Biden is botching his first crisis
What’s the old saying? The first step to fixing your problem is admitting you have one. And yet President Joe Biden’s administration just can’t take the first step when it comes to the crisis unfolding on our southern border.
Tens of thousands of immigrants from Central America and Mexico, including thousands of unaccompanied minors, are journeying to the border. In February, the US Customs and Border Protection says it tracked over 100,000 migrants crossing the southern border, almost a 30% increase over January. Nearly 10,000 were unaccompanied minors, and more than 14,000 of those minors are now in US custody.
And the problem worsens every day.
Yet White House press secretary Jen Psaki on Monday refused to characterize the situation as a “crisis,” instead, calling it a “circumstance.” This comes at the same time the Biden administration is restricting press access to border facilities, prompting backlash from CNN and other news organizations.
The most recent photos we have of the conditions at the border came Monday morning from Rep. Henry Cuellar, a Democrat from Texas, who visited an overflow facility in Donna, Texas, to witness the crisis first hand.
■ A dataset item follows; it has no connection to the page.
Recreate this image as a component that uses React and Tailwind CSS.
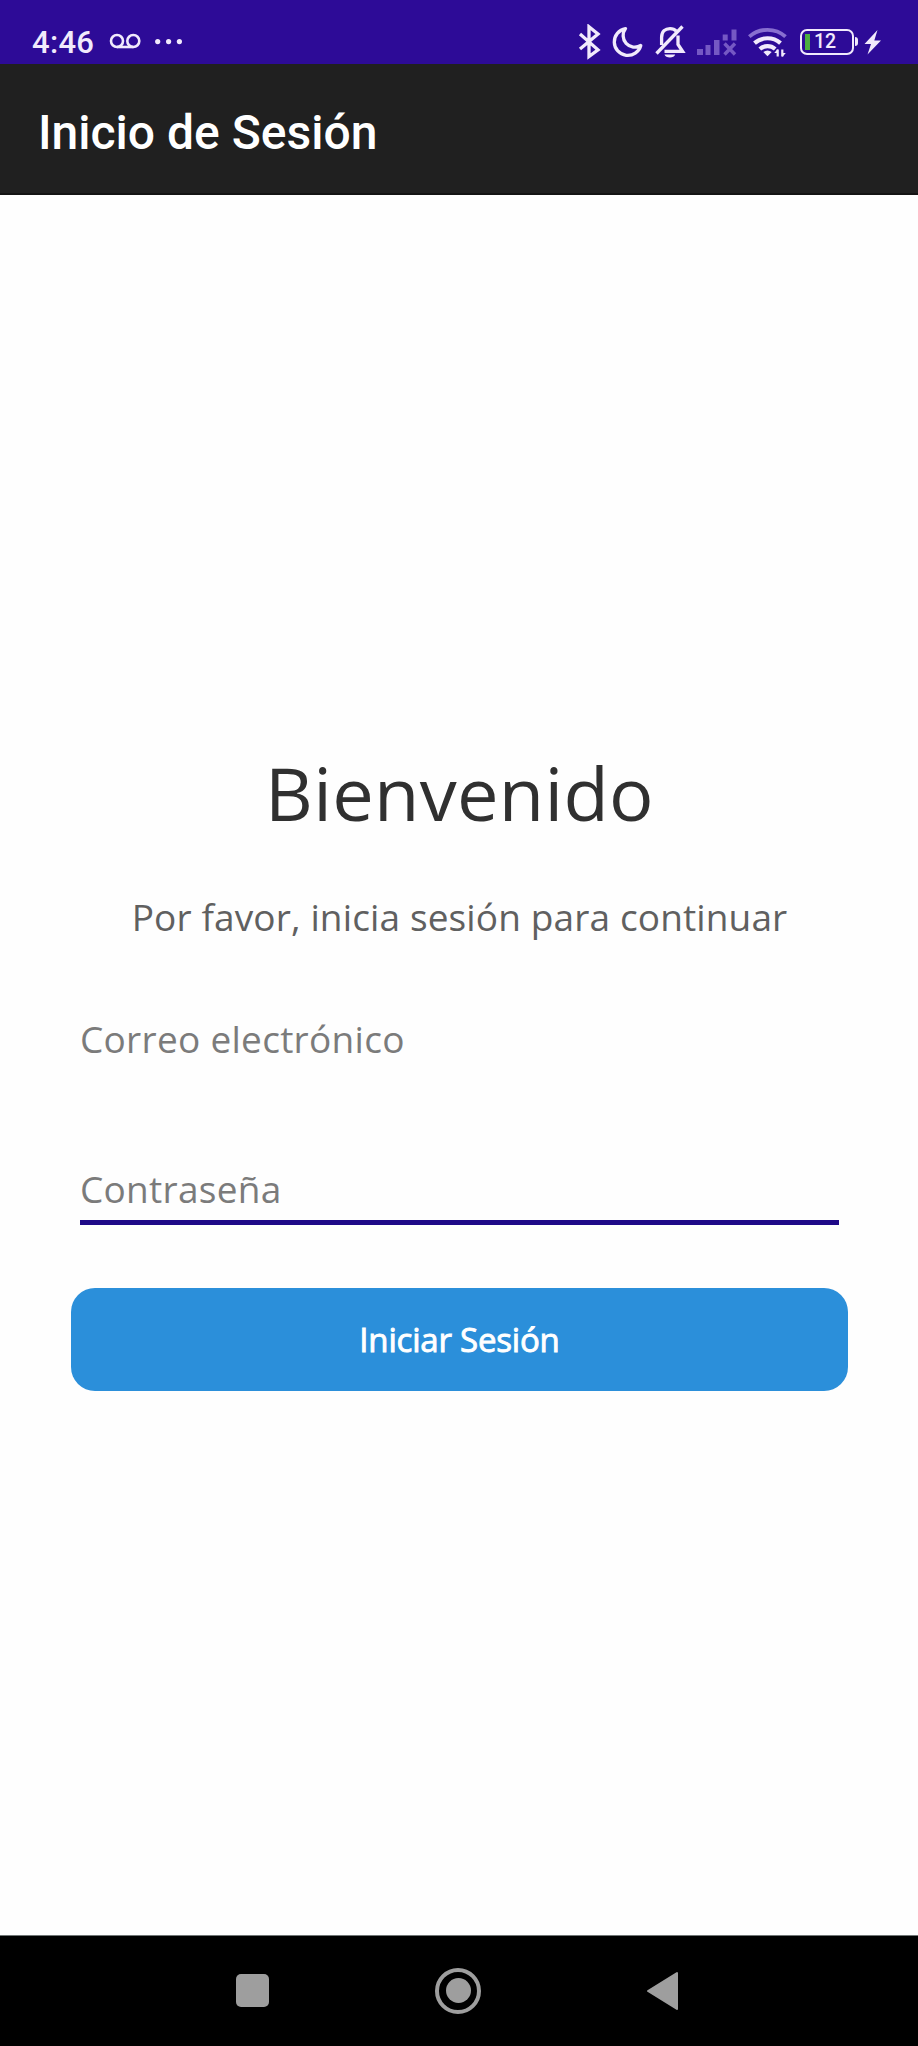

He shared pictures with Axios showing children crammed and penned amid plastic sheeting.
That’s right — kids tightly packed in detention facilities, sleeping on mats on the floor with aluminum-like blankets. For all of the hue and cry from the left hammering former President Donald Trump for keeping “kids in cages” at our southern border, Biden has now served in two administrations — first as vice president and now as President — in which migrant children are being held in terrible conditions.
When this happened during the Trump administration, his staffers and cabinet members were harassed, heckled and even forced out from restaurants in protest. Time magazine went so far as to run a cover showing a towering Trump looking down upon a crying Hispanic little girl.
Make no mistake — this is a crisis, and one of Biden’s making. Some media organizations have managed to interview some of the migrants. Over and over, the reporters were told the same thing — these migrants were coming to America because Biden told them they could. Biden issued a 100-day moratorium on most deportations, which a federal judge blocked, and ended the Trump administration’s “Remain in Mexico” rule. He has also halted the construction of Trump’s wall, though some scholars question the legality of pausing mid-build.
If there was one bright line dividing the Democratic and Republican parties in last year’s election — and in the actions of the last two chief executives — it was immigration. Biden ran against Trump’s so-called “racist” policies and pledged to reverse his immigration restrictions and border security measures. The message was sent loud and clear: with Trump gone, the border is open.
Now in office, laughably, Biden and his Department of Homeland Security secretary are trying to put the genie back in the bottle. Biden is telling migrants not to come, and Secretary Alejandro Mayorkas says the “border is closed.” Too little, too late.
However, the bell cannot be unrung, and Biden’s first crisis as President is at hand — whether he admits it or not.